[Source material]
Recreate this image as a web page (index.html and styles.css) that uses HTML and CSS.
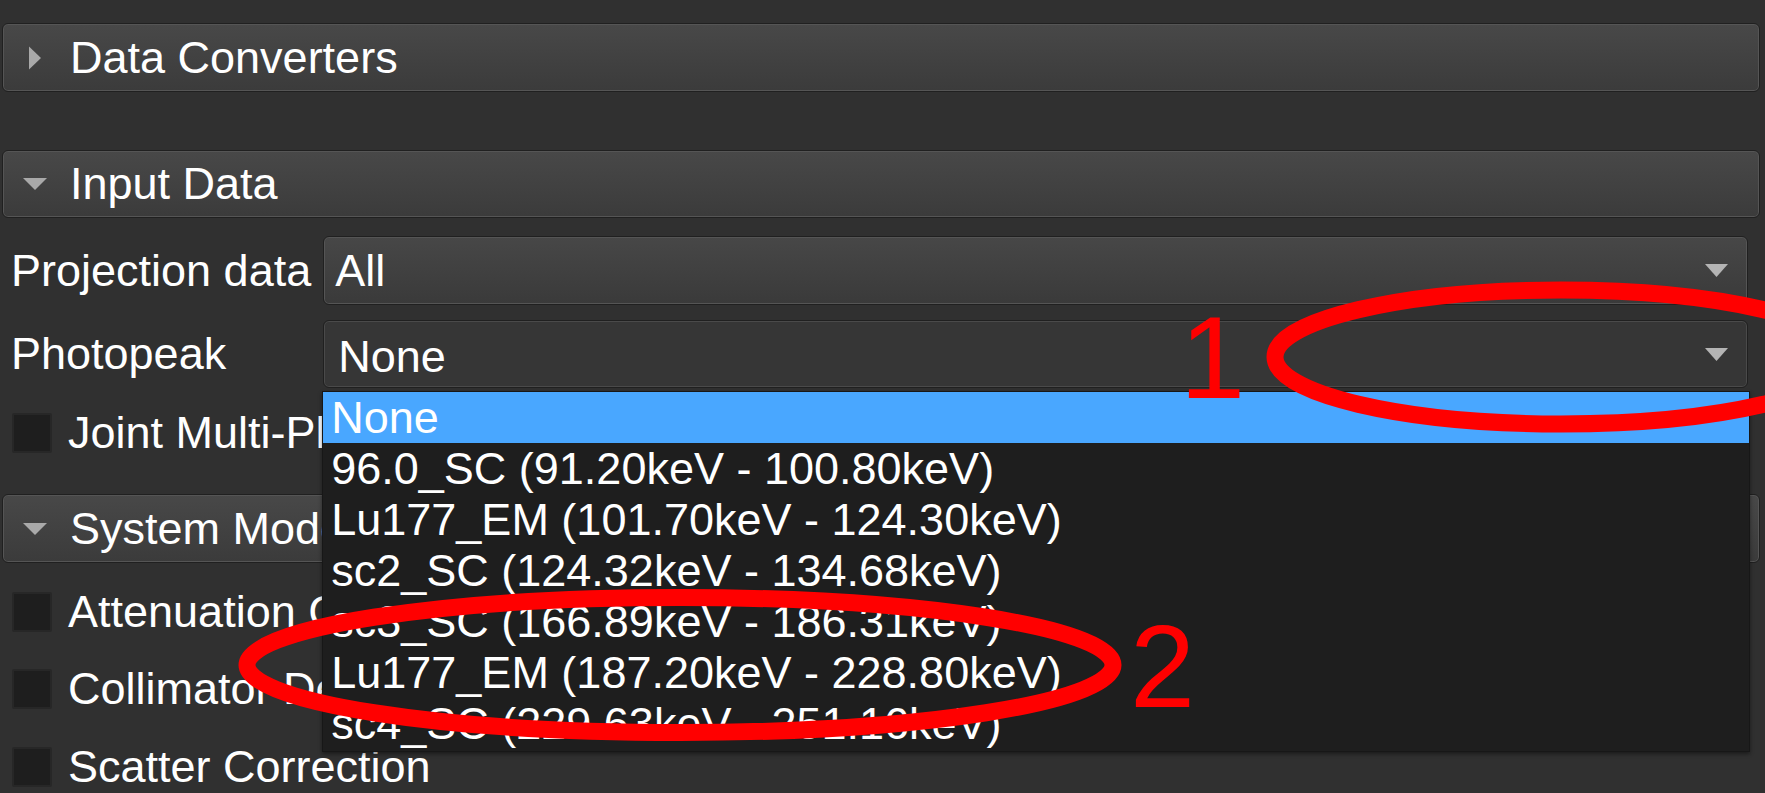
FILE: index.html
```html
<!DOCTYPE html>
<html>
<head>
<meta charset="utf-8">
<link rel="stylesheet" href="styles.css">
</head>
<body>
<div class="panel">
  <div class="group-header">
    <svg class="tri" viewBox="0 0 24 24"><polygon points="6,0.5 18,12 6,23.5"/></svg>
    <span>Data Converters</span>
  </div>

  <div class="group-header input-header">
    <svg class="tri" viewBox="0 0 24 24"><polygon points="0,6 24,6 12,18"/></svg>
    <span>Input Data</span>
  </div>

  <div class="form">
    <div class="form-label">Projection data</div>
    <div class="combo">
      <span>All</span>
      <svg class="arrow" viewBox="0 0 23 13"><polygon points="0,0 23,0 11.5,13"/></svg>
    </div>
    <div class="form-label">Photopeak</div>
    <div class="combo-wrap">
      <div class="combo open">
        <span class="combo-text">None</span>
        <svg class="arrow" viewBox="0 0 23 13"><polygon points="0,0 23,0 11.5,13"/></svg>
      </div>
      <ul class="popup">
        <li class="selected">None</li>
        <li>96.0_SC (91.20keV - 100.80keV)</li>
        <li>Lu177_EM (101.70keV - 124.30keV)</li>
        <li>sc2_SC (124.32keV - 134.68keV)</li>
        <li>sc3_SC (166.89keV - 186.31keV)</li>
        <li>Lu177_EM (187.20keV - 228.80keV)</li>
        <li>sc4_SC (229.63keV - 251.16keV)</li>
      </ul>
    </div>
  </div>

  <div class="check-row joint"><span class="box"></span><span>Joint Multi-Photopeak Reconstruction</span></div>

  <div class="group-header system-header">
    <svg class="tri" viewBox="0 0 24 24"><polygon points="0,6 24,6 12,18"/></svg>
    <span>System Modeling</span>
  </div>

  <div class="check-row atten"><span class="box"></span><span>Attenuation Correction</span></div>
  <div class="check-row colli"><span class="box"></span><span>Collimator Detector Response</span></div>
  <div class="check-row scatter"><span class="box"></span><span>Scatter Correction</span></div>
</div>

<svg class="annotations" width="1765" height="793" viewBox="0 0 1765 793">
  <ellipse cx="1561" cy="357" rx="286" ry="67" />
  <ellipse cx="680" cy="665" rx="433" ry="67.5" />
  <text x="1180" y="398">1</text>
  <text x="1130" y="707">2</text>
</svg>
</body>
</html>
```

FILE: styles.css
```css
* {
  box-sizing: border-box;
}

html,
body {
  margin: 0;
  padding: 0;
  background: #303030;
}

body {
  width: 1765px;
  height: 793px;
  overflow: hidden;
  position: relative;
  font-family: "Liberation Sans", Arial, sans-serif;
  font-size: 45px;
  color: #ffffff;
}

.panel {
  margin-left: 2px;
  width: 1758px;
  padding-top: 23px;
}

.group-header {
  height: 69px;
  display: flex;
  align-items: center;
  padding-left: 20px;
  border: 1px solid #202020;
  border-radius: 6px;
  background: linear-gradient(#484848, #3b3b3b);
  box-shadow: inset 0 0 0 1px #555555;
  white-space: nowrap;
}

.tri {
  width: 24px;
  height: 24px;
  margin-right: 23px;
  flex: none;
  fill: #a9a9a9;
}

.input-header {
  margin-top: 58px;
  height: 68px;
}

.form {
  display: grid;
  grid-template-columns: auto 1fr;
  column-gap: 12px;
  row-gap: 15px;
  align-items: center;
  padding: 18px 12px 0 9px;
}

.form-label {
  white-space: nowrap;
}

.combo {
  height: 69px;
  display: flex;
  align-items: center;
  justify-content: space-between;
  padding: 0 19px 0 11px;
  border: 1px solid #202020;
  border-radius: 6px;
  background: linear-gradient(#474747, #3a3a3a);
  box-shadow: inset 0 0 0 1px #555555;
}

.combo.open {
  height: 68px;
  background: #363636;
  box-shadow: inset 0 0 0 1px #4a4a4a;
}

.combo-text {
  padding-top: 5px;
  padding-left: 3px;
}

.arrow {
  width: 23px;
  height: 13px;
  fill: #b4b4b4;
  flex: none;
}

.combo-wrap {
  position: relative;
}

.popup {
  position: absolute;
  left: -1px;
  top: calc(100% + 3px);
  width: 1428px;
  height: 361px;
  margin: 0;
  padding: 0 0 2px 0;
  list-style: none;
  background: #1e1e1e;
  border: 1px solid #171717;
  box-shadow: 0 2px 4px rgba(0, 0, 0, 0.45);
  z-index: 10;
}

.popup li {
  height: 51px;
  line-height: 51px;
  padding-left: 8px;
  white-space: nowrap;
}

.popup li.selected {
  background: #49a7ff;
}

.check-row {
  display: flex;
  align-items: center;
  height: 40px;
  padding-left: 10px;
  white-space: nowrap;
}

.box {
  width: 40px;
  height: 40px;
  flex: none;
  margin-right: 16px;
  background: #1e1e1e;
  border: 2px solid #272727;
  border-radius: 2px;
}

.joint {
  margin-top: 25px;
}

.system-header {
  margin-top: 41px;
}

.atten {
  margin-top: 29px;
}

.colli {
  margin-top: 37px;
}

.scatter {
  margin-top: 38px;
}

.annotations {
  position: absolute;
  left: 0;
  top: 0;
  z-index: 20;
  pointer-events: none;
}

.annotations ellipse {
  fill: none;
  stroke: #ff0000;
  stroke-width: 17;
}

.annotations text {
  font-family: "Liberation Sans", Arial, sans-serif;
  font-size: 117px;
  fill: #ff0000;
}
```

[Task to complete] Transcribe the full listing above exactly as it stands, minus the pictures.

[Worked solution]
Recreate this image as a web page (index.html and styles.css) that uses HTML and CSS.
FILE: index.html
```html
<!DOCTYPE html>
<html>
<head>
<meta charset="utf-8">
<link rel="stylesheet" href="styles.css">
</head>
<body>
<div class="panel">
  <div class="group-header">
    <svg class="tri" viewBox="0 0 24 24"><polygon points="6,0.5 18,12 6,23.5"/></svg>
    <span>Data Converters</span>
  </div>

  <div class="group-header input-header">
    <svg class="tri" viewBox="0 0 24 24"><polygon points="0,6 24,6 12,18"/></svg>
    <span>Input Data</span>
  </div>

  <div class="form">
    <div class="form-label">Projection data</div>
    <div class="combo">
      <span>All</span>
      <svg class="arrow" viewBox="0 0 23 13"><polygon points="0,0 23,0 11.5,13"/></svg>
    </div>
    <div class="form-label">Photopeak</div>
    <div class="combo-wrap">
      <div class="combo open">
        <span class="combo-text">None</span>
        <svg class="arrow" viewBox="0 0 23 13"><polygon points="0,0 23,0 11.5,13"/></svg>
      </div>
      <ul class="popup">
        <li class="selected">None</li>
        <li>96.0_SC (91.20keV - 100.80keV)</li>
        <li>Lu177_EM (101.70keV - 124.30keV)</li>
        <li>sc2_SC (124.32keV - 134.68keV)</li>
        <li>sc3_SC (166.89keV - 186.31keV)</li>
        <li>Lu177_EM (187.20keV - 228.80keV)</li>
        <li>sc4_SC (229.63keV - 251.16keV)</li>
      </ul>
    </div>
  </div>

  <div class="check-row joint"><span class="box"></span><span>Joint Multi-Photopeak Reconstruction</span></div>

  <div class="group-header system-header">
    <svg class="tri" viewBox="0 0 24 24"><polygon points="0,6 24,6 12,18"/></svg>
    <span>System Modeling</span>
  </div>

  <div class="check-row atten"><span class="box"></span><span>Attenuation Correction</span></div>
  <div class="check-row colli"><span class="box"></span><span>Collimator Detector Response</span></div>
  <div class="check-row scatter"><span class="box"></span><span>Scatter Correction</span></div>
</div>

<svg class="annotations" width="1765" height="793" viewBox="0 0 1765 793">
  <ellipse cx="1561" cy="357" rx="286" ry="67" />
  <ellipse cx="680" cy="665" rx="433" ry="67.5" />
  <text x="1180" y="398">1</text>
  <text x="1130" y="707">2</text>
</svg>
</body>
</html>
```

FILE: styles.css
```css
* {
  box-sizing: border-box;
}

html,
body {
  margin: 0;
  padding: 0;
  background: #303030;
}

body {
  width: 1765px;
  height: 793px;
  overflow: hidden;
  position: relative;
  font-family: "Liberation Sans", Arial, sans-serif;
  font-size: 45px;
  color: #ffffff;
}

.panel {
  margin-left: 2px;
  width: 1758px;
  padding-top: 23px;
}

.group-header {
  height: 69px;
  display: flex;
  align-items: center;
  padding-left: 20px;
  border: 1px solid #202020;
  border-radius: 6px;
  background: linear-gradient(#484848, #3b3b3b);
  box-shadow: inset 0 0 0 1px #555555;
  white-space: nowrap;
}

.tri {
  width: 24px;
  height: 24px;
  margin-right: 23px;
  flex: none;
  fill: #a9a9a9;
}

.input-header {
  margin-top: 58px;
  height: 68px;
}

.form {
  display: grid;
  grid-template-columns: auto 1fr;
  column-gap: 12px;
  row-gap: 15px;
  align-items: center;
  padding: 18px 12px 0 9px;
}

.form-label {
  white-space: nowrap;
}

.combo {
  height: 69px;
  display: flex;
  align-items: center;
  justify-content: space-between;
  padding: 0 19px 0 11px;
  border: 1px solid #202020;
  border-radius: 6px;
  background: linear-gradient(#474747, #3a3a3a);
  box-shadow: inset 0 0 0 1px #555555;
}

.combo.open {
  height: 68px;
  background: #363636;
  box-shadow: inset 0 0 0 1px #4a4a4a;
}

.combo-text {
  padding-top: 5px;
  padding-left: 3px;
}

.arrow {
  width: 23px;
  height: 13px;
  fill: #b4b4b4;
  flex: none;
}

.combo-wrap {
  position: relative;
}

.popup {
  position: absolute;
  left: -1px;
  top: calc(100% + 3px);
  width: 1428px;
  height: 361px;
  margin: 0;
  padding: 0 0 2px 0;
  list-style: none;
  background: #1e1e1e;
  border: 1px solid #171717;
  box-shadow: 0 2px 4px rgba(0, 0, 0, 0.45);
  z-index: 10;
}

.popup li {
  height: 51px;
  line-height: 51px;
  padding-left: 8px;
  white-space: nowrap;
}

.popup li.selected {
  background: #49a7ff;
}

.check-row {
  display: flex;
  align-items: center;
  height: 40px;
  padding-left: 10px;
  white-space: nowrap;
}

.box {
  width: 40px;
  height: 40px;
  flex: none;
  margin-right: 16px;
  background: #1e1e1e;
  border: 2px solid #272727;
  border-radius: 2px;
}

.joint {
  margin-top: 25px;
}

.system-header {
  margin-top: 41px;
}

.atten {
  margin-top: 29px;
}

.colli {
  margin-top: 37px;
}

.scatter {
  margin-top: 38px;
}

.annotations {
  position: absolute;
  left: 0;
  top: 0;
  z-index: 20;
  pointer-events: none;
}

.annotations ellipse {
  fill: none;
  stroke: #ff0000;
  stroke-width: 17;
}

.annotations text {
  font-family: "Liberation Sans", Arial, sans-serif;
  font-size: 117px;
  fill: #ff0000;
}
```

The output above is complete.